*** DATA SECTION

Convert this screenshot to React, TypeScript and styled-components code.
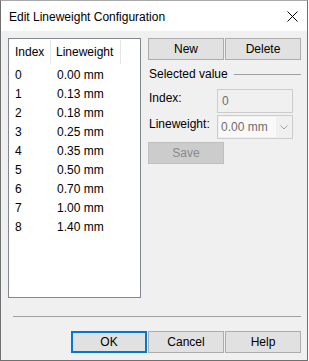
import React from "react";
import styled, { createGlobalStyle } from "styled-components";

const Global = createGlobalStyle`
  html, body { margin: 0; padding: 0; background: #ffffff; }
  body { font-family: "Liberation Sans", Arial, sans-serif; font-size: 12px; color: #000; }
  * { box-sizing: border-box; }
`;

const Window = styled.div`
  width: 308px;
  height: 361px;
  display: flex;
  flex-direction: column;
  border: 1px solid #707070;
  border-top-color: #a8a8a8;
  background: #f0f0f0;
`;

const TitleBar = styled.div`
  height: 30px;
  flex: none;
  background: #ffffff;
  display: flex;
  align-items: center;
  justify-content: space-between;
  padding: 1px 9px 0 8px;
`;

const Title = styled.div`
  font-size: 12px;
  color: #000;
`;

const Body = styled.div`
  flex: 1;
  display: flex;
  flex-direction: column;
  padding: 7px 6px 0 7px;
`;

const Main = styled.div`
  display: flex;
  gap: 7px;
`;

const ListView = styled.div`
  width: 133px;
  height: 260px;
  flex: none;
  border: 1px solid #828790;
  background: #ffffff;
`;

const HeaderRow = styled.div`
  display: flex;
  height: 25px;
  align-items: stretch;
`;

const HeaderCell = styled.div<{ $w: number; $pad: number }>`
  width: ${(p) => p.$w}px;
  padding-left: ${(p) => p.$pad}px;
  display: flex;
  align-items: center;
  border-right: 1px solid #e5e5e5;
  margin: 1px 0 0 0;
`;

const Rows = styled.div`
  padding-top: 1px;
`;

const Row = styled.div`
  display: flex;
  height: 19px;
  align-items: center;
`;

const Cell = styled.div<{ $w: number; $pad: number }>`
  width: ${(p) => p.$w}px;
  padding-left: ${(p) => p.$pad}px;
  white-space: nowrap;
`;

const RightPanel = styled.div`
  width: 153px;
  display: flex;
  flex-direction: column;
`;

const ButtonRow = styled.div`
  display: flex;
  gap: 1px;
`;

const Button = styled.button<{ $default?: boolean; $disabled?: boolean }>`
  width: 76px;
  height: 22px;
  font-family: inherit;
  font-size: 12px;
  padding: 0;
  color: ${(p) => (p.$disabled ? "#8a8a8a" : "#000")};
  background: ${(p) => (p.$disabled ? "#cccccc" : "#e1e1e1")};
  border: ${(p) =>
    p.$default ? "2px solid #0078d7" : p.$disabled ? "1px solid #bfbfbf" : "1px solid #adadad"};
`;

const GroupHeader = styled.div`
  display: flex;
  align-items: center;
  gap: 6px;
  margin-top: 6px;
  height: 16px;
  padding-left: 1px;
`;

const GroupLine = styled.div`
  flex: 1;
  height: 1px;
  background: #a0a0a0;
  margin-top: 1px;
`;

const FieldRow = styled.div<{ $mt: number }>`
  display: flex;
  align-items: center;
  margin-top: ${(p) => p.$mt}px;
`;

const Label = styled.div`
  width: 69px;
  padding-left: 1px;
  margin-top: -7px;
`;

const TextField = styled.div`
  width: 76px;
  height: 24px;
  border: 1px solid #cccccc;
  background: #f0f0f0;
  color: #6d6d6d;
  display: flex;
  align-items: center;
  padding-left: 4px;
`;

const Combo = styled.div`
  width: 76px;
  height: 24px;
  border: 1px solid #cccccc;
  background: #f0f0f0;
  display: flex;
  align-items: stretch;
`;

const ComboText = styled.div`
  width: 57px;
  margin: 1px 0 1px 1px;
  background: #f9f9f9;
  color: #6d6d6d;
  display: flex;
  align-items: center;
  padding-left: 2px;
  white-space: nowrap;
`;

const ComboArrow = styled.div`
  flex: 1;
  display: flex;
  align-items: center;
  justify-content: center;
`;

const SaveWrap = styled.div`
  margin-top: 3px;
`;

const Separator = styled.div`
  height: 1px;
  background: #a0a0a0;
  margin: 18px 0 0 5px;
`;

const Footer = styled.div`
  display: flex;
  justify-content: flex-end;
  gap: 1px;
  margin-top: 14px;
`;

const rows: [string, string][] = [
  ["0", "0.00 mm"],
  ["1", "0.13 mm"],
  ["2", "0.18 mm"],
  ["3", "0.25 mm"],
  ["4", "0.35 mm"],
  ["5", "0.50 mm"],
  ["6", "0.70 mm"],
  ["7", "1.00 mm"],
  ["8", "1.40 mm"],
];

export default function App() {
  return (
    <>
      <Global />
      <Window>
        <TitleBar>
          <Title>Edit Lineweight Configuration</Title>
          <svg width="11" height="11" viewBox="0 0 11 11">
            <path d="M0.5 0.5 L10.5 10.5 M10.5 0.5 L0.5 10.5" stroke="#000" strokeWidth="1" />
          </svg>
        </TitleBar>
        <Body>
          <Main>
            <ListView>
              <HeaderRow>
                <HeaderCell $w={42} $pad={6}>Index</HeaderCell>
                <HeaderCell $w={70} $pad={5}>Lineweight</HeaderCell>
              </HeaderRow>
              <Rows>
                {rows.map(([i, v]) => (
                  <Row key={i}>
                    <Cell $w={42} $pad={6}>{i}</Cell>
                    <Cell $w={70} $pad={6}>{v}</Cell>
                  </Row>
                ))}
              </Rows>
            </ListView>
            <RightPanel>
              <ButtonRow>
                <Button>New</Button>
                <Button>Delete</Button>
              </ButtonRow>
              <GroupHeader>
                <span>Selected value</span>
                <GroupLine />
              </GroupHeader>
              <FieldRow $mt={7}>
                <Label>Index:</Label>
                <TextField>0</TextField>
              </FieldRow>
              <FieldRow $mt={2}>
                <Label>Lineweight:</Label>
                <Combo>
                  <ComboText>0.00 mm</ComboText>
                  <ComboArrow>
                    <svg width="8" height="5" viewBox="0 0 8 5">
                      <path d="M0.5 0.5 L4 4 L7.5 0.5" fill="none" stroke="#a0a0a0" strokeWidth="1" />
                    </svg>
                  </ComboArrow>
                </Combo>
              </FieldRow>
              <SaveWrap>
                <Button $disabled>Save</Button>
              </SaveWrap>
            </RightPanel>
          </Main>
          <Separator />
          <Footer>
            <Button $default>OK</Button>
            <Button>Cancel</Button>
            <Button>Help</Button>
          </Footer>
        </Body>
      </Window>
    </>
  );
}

******
*** DATA SECTION

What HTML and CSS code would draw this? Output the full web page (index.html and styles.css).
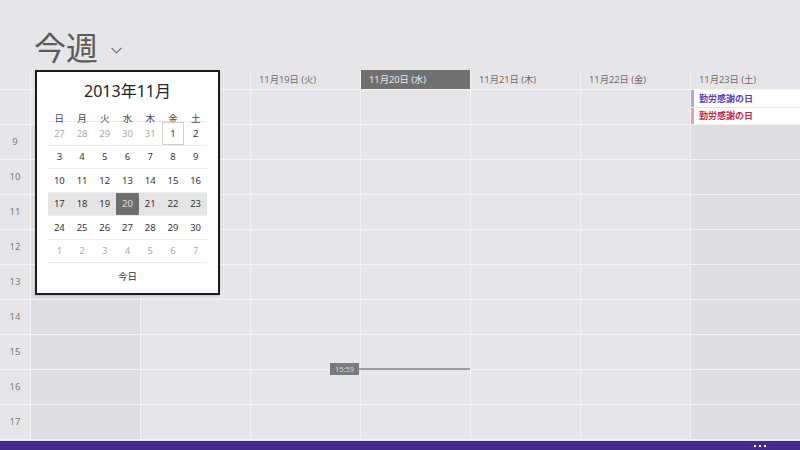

******

DIRECTIONS FOR THIS TASK: Look through the listing and extract every line with "components" in it.

RESPONSE TO THE EXERCISE:
Convert this screenshot to React, TypeScript and styled-components code.
import styled, { createGlobalStyle } from "styled-components";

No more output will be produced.